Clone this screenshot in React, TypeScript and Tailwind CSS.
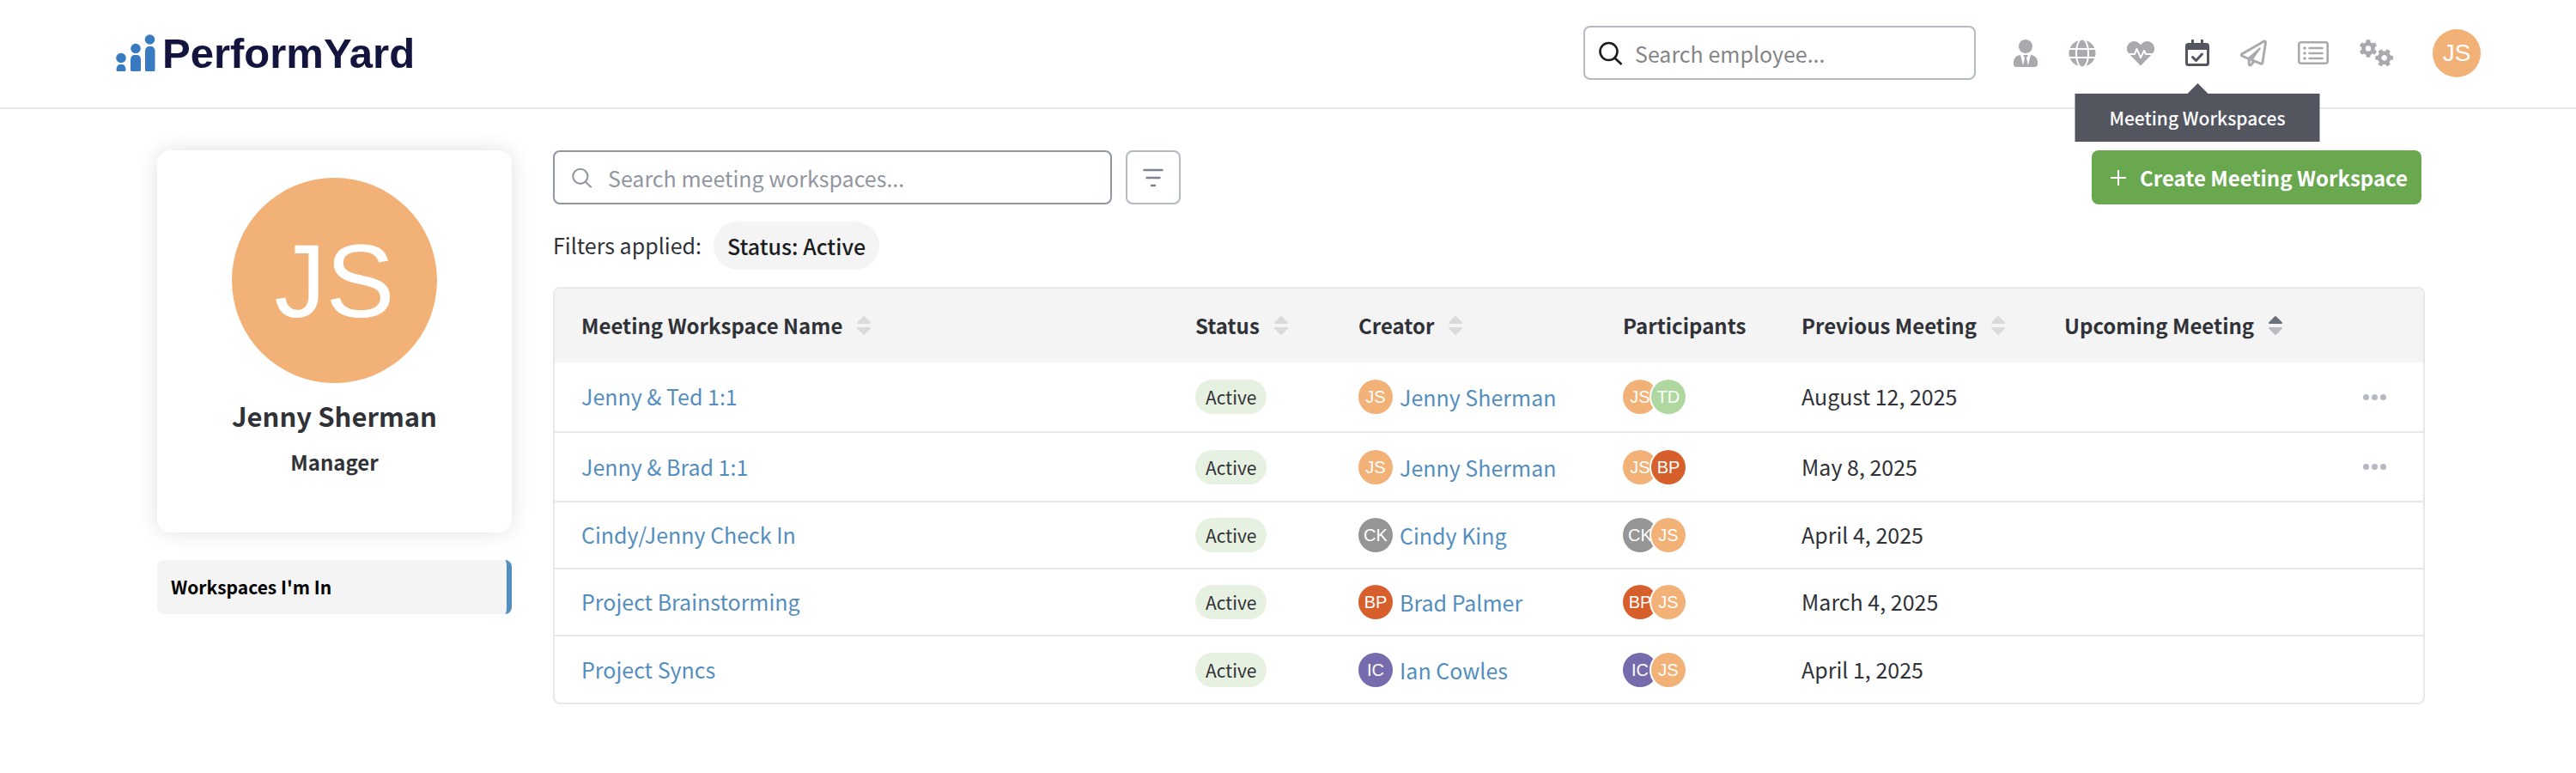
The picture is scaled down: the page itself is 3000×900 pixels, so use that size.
import clsx from "clsx";
import { FaGlobe, FaHeartbeat, FaRegPaperPlane, FaUserTie } from "react-icons/fa";

type Person = {
    name: string;
    initials: string;
    color: string;
};

type Workspace = {
    name: string;
    creator: Person;
    participants: Person[];
    previous: string;
    hasMenu: boolean;
};

const jenny: Person = { name: "Jenny Sherman", initials: "JS", color: "bg-[#f2b177]" };
const ted: Person = { name: "Ted", initials: "TD", color: "bg-[#aed8a0]" };
const brad: Person = { name: "Brad Palmer", initials: "BP", color: "bg-[#d65f2b]" };
const cindy: Person = { name: "Cindy King", initials: "CK", color: "bg-[#969696]" };
const ian: Person = { name: "Ian Cowles", initials: "IC", color: "bg-[#766bac]" };

const workspaces: Workspace[] = [
    { name: "Jenny & Ted 1:1", creator: jenny, participants: [jenny, ted], previous: "August 12, 2025", hasMenu: true },
    { name: "Jenny & Brad 1:1", creator: jenny, participants: [jenny, brad], previous: "May 8, 2025", hasMenu: true },
    { name: "Cindy/Jenny Check In", creator: cindy, participants: [cindy, jenny], previous: "April 4, 2025", hasMenu: false },
    { name: "Project Brainstorming", creator: brad, participants: [brad, jenny], previous: "March 4, 2025", hasMenu: false },
    { name: "Project Syncs", creator: ian, participants: [ian, jenny], previous: "April 1, 2025", hasMenu: false },
];

const SearchIcon = ({ className, strokeWidth }: { className: string; strokeWidth: number }) => (
    <svg viewBox="0 0 28 28" fill="none" stroke="currentColor" strokeWidth={strokeWidth} className={className}>
        <circle cx="11.5" cy="12" r="10" />
        <path d="M18.5 19.5L26.5 27" />
    </svg>
);

const CalendarIcon = () => (
    <svg viewBox="0 0 28 31" fill="currentColor" className="w-7 h-[31px]">
        <path
            fillRule="evenodd"
            d="M7 1a1 1 0 0 1 3 0v3h8V1a1 1 0 0 1 3 0v3h3.5a3.5 3.5 0 0 1 3.5 3.5v20a3.5 3.5 0 0 1-3.5 3.5h-21a3.5 3.5 0 0 1-3.5-3.5v-20a3.5 3.5 0 0 1 3.5-3.5H7zM3 12v15a1 1 0 0 0 1 1h20a1 1 0 0 0 1-1V12z"
        />
        <path d="M8.5 20.5l4 4 7-7.5" fill="none" stroke="currentColor" strokeWidth="3" strokeLinecap="round" strokeLinejoin="round" />
    </svg>
);

const ListIcon = () => (
    <svg viewBox="0 0 36 27" fill="none" stroke="currentColor" strokeWidth="2.6" className="w-9 h-[27px]">
        <rect x="1.3" y="1.3" width="33.4" height="24.4" rx="2.5" />
        <path d="M13.500 8h15M13.500 14h15M13.500 20h15" strokeWidth="2.6" strokeLinecap="round" />
        <path d="M8 8h.01M8 14h.01M8 20h.01" strokeWidth="3.6" strokeLinecap="round" />
    </svg>
);

const toothAngles = [0, 60, 120, 180, 240, 300];

const Gear = ({ x, y, rotation }: { x: number; y: number; rotation: number }) => (
    <g transform={`translate(${x} ${y}) rotate(${rotation})`}>
        <circle r="5.5" strokeWidth="4.6" />
        {toothAngles.map((angle) => (
            <path key={angle} d="M-1.4 -6.500V-9.200H1.4V-6.500z" transform={`rotate(${angle})`} strokeWidth="2.2" fill="currentColor" />
        ))}
    </g>
);

const GearsIcon = () => (
    <svg viewBox="0 0 39 31" fill="none" stroke="currentColor" strokeLinejoin="round" className="w-[39px] h-[31px]">
        <Gear x={10} y={10.5} rotation={0} />
        <Gear x={28.7} y={21.3} rotation={30} />
    </svg>
);

const navItems = [
    { label: "Profile", icon: <FaUserTie className="w-7 h-8" />, active: false },
    { label: "Company", icon: <FaGlobe className="size-8" />, active: false },
    { label: "Engagement", icon: <FaHeartbeat className="size-8" />, active: false },
    { label: "Meeting Workspaces", icon: <CalendarIcon />, active: true },
    { label: "Feedback", icon: <FaRegPaperPlane className="w-[31px] h-8" />, active: false },
    { label: "Reports", icon: <ListIcon />, active: false },
    { label: "Settings", icon: <GearsIcon />, active: false },
];

const Logo = () => (
    <a href="#home" className="flex items-center gap-2 text-[#14153f]">
        <svg viewBox="0 0 46 44" fill="#387bc1" className="w-[46px] h-11">
            <circle cx="6" cy="27.5" r="5.8" />
            <path d="M.5 41.5C.5 37 3 35 4.5 35h3c1.5 0 4 2 4 6.5 0 .9-.6 1.500-1.500 1.500H2C1.100 43 .5 42.400 .5 41.500z" />
            <circle cx="23" cy="16.5" r="5.8" />
            <path d="M17 30c0-4.5 2.5-6 4.5-6h3c2 0 4.5 1.5 4.5 6v11.5c0 .9-.6 1.5-1.5 1.5h-9c-.9 0-1.5-.6-1.5-1.5z" />
            <circle cx="39.5" cy="6" r="5.8" />
            <path d="M34 19.5c0-3.5 2.5-5.5 4.5-5.5h2.5c2 0 4.5 2 4.5 5.5v22c0 .9-.6 1.5-1.5 1.5h-8.500c-.9 0-1.500-.6-1.500-1.500z" />
        </svg>
        <span className="font-['Liberation_Sans',sans-serif] text-[49px] leading-[52px] font-bold">PerformYard</span>
    </a>
);

const Avatar = ({ person, className }: { person: Person; className?: string }) => (
    <span
        className={clsx(
            "flex shrink-0 items-center justify-center rounded-full text-white font-['Liberation_Sans',sans-serif]",
            person.color,
            className,
        )}
    >
        {person.initials}
    </span>
);

const SortButton = ({ label, active = false }: { label: string; active?: boolean }) => (
    <button type="button" className="flex items-center gap-4 font-bold">
        {label}
        <svg viewBox="0 0 18 24" strokeLinejoin="round" strokeWidth="2" className="w-[18px] h-6">
            <path d="M9 2L16 9H2z" className={active ? "fill-[#6b717c] stroke-[#6b717c]" : "fill-[#d9dadc] stroke-[#d9dadc]"} />
            <path d="M9 22L16 15H2z" className={active ? "fill-[#b9bcc1] stroke-[#b9bcc1]" : "fill-[#d9dadc] stroke-[#d9dadc]"} />
        </svg>
    </button>
);

const Header = () => (
    <header className="flex items-center justify-between border-b-2 border-[#e8e8e8] h-[127px] pb-0.5 pl-[135px] pr-[111px]">
        <Logo />
        <div className="flex items-center">
            <label className="flex items-center gap-3.5 w-[457px] h-[63px] mr-11 px-4 rounded-lg border-2 border-[#b5b9c1]">
                <SearchIcon className="size-7 shrink-0 text-[#1b1c20]" strokeWidth={2.6} />
                <input
                    type="search"
                    aria-label="Search employee"
                    placeholder="Search employee..."
                    className="w-full text-[25px] leading-9 outline-none placeholder:text-[#858585]"
                />
            </label>
            <nav className="flex items-center gap-9 text-[#a9aaae]">
                {navItems.map((item) => (
                    <div key={item.label} className="relative flex">
                        <a href="#nav" aria-label={item.label} className={clsx(item.active && "text-[#53565f]")}>
                            {item.icon}
                        </a>
                        {item.active && (
                            <div role="tooltip" className="absolute top-[51px] left-1/2 z-10 -translate-x-1/2 flex flex-col items-center">
                                <svg viewBox="0 0 24 12" className="w-6 h-3 fill-[#53565f]">
                                    <path d="M12 0L24 12H0z" />
                                </svg>
                                <span className="bg-[#53565f] px-10 py-2 text-[21px] leading-10 font-medium text-white whitespace-nowrap">
                                    Meeting Workspaces
                                </span>
                            </div>
                        )}
                    </div>
                ))}
            </nav>
            <button type="button" aria-label="Account" className="ml-[46px]">
                <Avatar person={jenny} className="size-14 text-[28px]" />
            </button>
        </div>
    </header>
);

const Sidebar = () => (
    <aside className="w-[413px] shrink-0">
        <section className="flex flex-col items-center rounded-2xl pt-8 pb-[60px] shadow-[0_0_24px_rgba(0,0,0,0.12)]">
            <Avatar person={jenny} className="size-[239px] text-[120px]" />
            <h1 className="mt-2.5 text-[31px] leading-[56px] font-bold">Jenny Sherman</h1>
            <p className="mt-1 text-[24px] leading-[44px] font-bold">Manager</p>
        </section>
        <a href="#mine" className="mt-8 block rounded-lg border-r-6 border-[#548ebe] bg-[#f4f4f4] px-4 py-3 text-[21px] leading-[39px] font-bold text-black">
            Workspaces I'm In
        </a>
    </aside>
);

const WorkspaceTable = () => (
    <div className="mt-5 overflow-hidden rounded-lg border-2 border-[#e8e8e8]">
        <table className="w-full table-fixed text-left">
            <colgroup>
                <col />
                <col className="w-[190px]" />
                <col className="w-[308px]" />
                <col className="w-[208px]" />
                <col className="w-[306px]" />
                <col className="w-[329px]" />
                <col className="w-[120px]" />
            </colgroup>
            <thead className="bg-[#f4f4f4] text-[24px] leading-9">
                <tr className="h-[86px]">
                    <th className="pl-[31px]"><SortButton label="Meeting Workspace Name" /></th>
                    <th className="pl-[31px]"><SortButton label="Status" /></th>
                    <th className="pl-[31px]"><SortButton label="Creator" /></th>
                    <th className="pl-[31px] font-bold">Participants</th>
                    <th className="pl-[31px]"><SortButton label="Previous Meeting" /></th>
                    <th className="pl-[31px]"><SortButton label="Upcoming Meeting" active /></th>
                    <th aria-label="Actions" />
                </tr>
            </thead>
            <tbody className="divide-y-2 divide-[#e8e8e8] text-[25px] leading-9">
                {workspaces.map((workspace) => (
                    <tr key={workspace.name} className={workspace.hasMenu ? "h-[81px]" : "h-[78px]"}>
                        <td className="pl-[31px] pb-0.5">
                            <a href="#workspace" className="text-[#548ebe]">{workspace.name}</a>
                        </td>
                        <td className="pl-[31px]">
                            <span className="block w-fit rounded-full bg-[#e7f1e1] px-3 text-[21px] leading-10">Active</span>
                        </td>
                        <td className="pl-[31px]">
                            <a href="#creator" className="flex items-center gap-2 text-[#548ebe]">
                                <Avatar person={workspace.creator} className="size-10 text-[20px]" />
                                {workspace.creator.name}
                            </a>
                        </td>
                        <td className="pl-[31px]">
                            <div className="flex items-center">
                                {workspace.participants.map((person, i) => (
                                    <Avatar
                                        key={person.initials}
                                        person={person}
                                        className={clsx("size-10 text-[20px]", i > 0 && "-ml-[7px] ring-2 ring-white")}
                                    />
                                ))}
                            </div>
                        </td>
                        <td className="pl-[31px] pb-0.5">{workspace.previous}</td>
                        <td />
                        <td className="pr-[43px]">
                            {workspace.hasMenu && (
                                <button type="button" aria-label="More actions" className="ml-auto flex gap-[3px]">
                                    <span className="size-[7px] rounded-full bg-[#b5b9c1]" />
                                    <span className="size-[7px] rounded-full bg-[#b5b9c1]" />
                                    <span className="size-[7px] rounded-full bg-[#b5b9c1]" />
                                </button>
                            )}
                        </td>
                    </tr>
                ))}
            </tbody>
        </table>
    </div>
);

const App = () => {
    return (
        <div className="min-h-screen bg-white text-[#303238] font-['Noto_Sans_CJK_JP',sans-serif]">
            <Header />
            <div className="flex gap-12 pt-12 pb-20 pl-[183px] pr-[176px]">
                <Sidebar />
                <main className="min-w-0 flex-1">
                    <div className="flex items-center pr-1">
                        <label className="flex items-center gap-[18px] w-[651px] h-[63px] px-5 rounded-lg border-2 border-[#9196a3]">
                            <SearchIcon className="size-6 shrink-0 text-[#9196a1]" strokeWidth={2.4} />
                            <input
                                type="search"
                                aria-label="Search meeting workspaces"
                                placeholder="Search meeting workspaces..."
                                className="w-full text-[25px] leading-9 outline-none placeholder:text-[#9196a1]"
                            />
                        </label>
                        <button
                            type="button"
                            aria-label="Filter"
                            className="ml-4 flex h-[63px] w-16 items-center justify-center rounded-lg border-2 border-[#b5b9c1] text-[#7c828e]"
                        >
                            <svg viewBox="0 0 24 22" fill="none" stroke="currentColor" strokeWidth="2.5" strokeLinecap="round" className="w-6 h-[22px]">
                                <path d="M1.5 2h21M4.5 11h15M10 20h4" />
                            </svg>
                        </button>
                        <button
                            type="button"
                            className="ml-auto flex h-[63px] items-center gap-4 rounded-lg bg-[#69a84f] pl-[22px] pr-4 text-[24px] leading-9 font-bold text-white"
                        >
                            <svg viewBox="0 0 18 18" stroke="currentColor" strokeWidth="2" className="size-[18px]">
                                <path d="M9 0v18M0 9h18" />
                            </svg>
                            Create Meeting Workspace
                        </button>
                    </div>
                    <div className="mt-5 flex items-center gap-3.5 text-[25px]">
                        <span>Filters applied:</span>
                        <span className="rounded-full bg-[#f4f4f4] px-4 leading-[56px] font-medium text-[#1b1c20]">Status: Active</span>
                    </div>
                    <WorkspaceTable />
                </main>
            </div>
        </div>
    );
};

export default App;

━━━

REQUIREMENT:
Restate the data word for word from its first line through the line with "const ian: Person", leaving out any picture along the way.

WORKED ANSWER:
Clone this screenshot in React, TypeScript and Tailwind CSS.
The picture is scaled down: the page itself is 3000×900 pixels, so use that size.
import clsx from "clsx";
import { FaGlobe, FaHeartbeat, FaRegPaperPlane, FaUserTie } from "react-icons/fa";

type Person = {
    name: string;
    initials: string;
    color: string;
};

type Workspace = {
    name: string;
    creator: Person;
    participants: Person[];
    previous: string;
    hasMenu: boolean;
};

const jenny: Person = { name: "Jenny Sherman", initials: "JS", color: "bg-[#f2b177]" };
const ted: Person = { name: "Ted", initials: "TD", color: "bg-[#aed8a0]" };
const brad: Person = { name: "Brad Palmer", initials: "BP", color: "bg-[#d65f2b]" };
const cindy: Person = { name: "Cindy King", initials: "CK", color: "bg-[#969696]" };
const ian: Person = { name: "Ian Cowles", initials: "IC", color: "bg-[#766bac]" };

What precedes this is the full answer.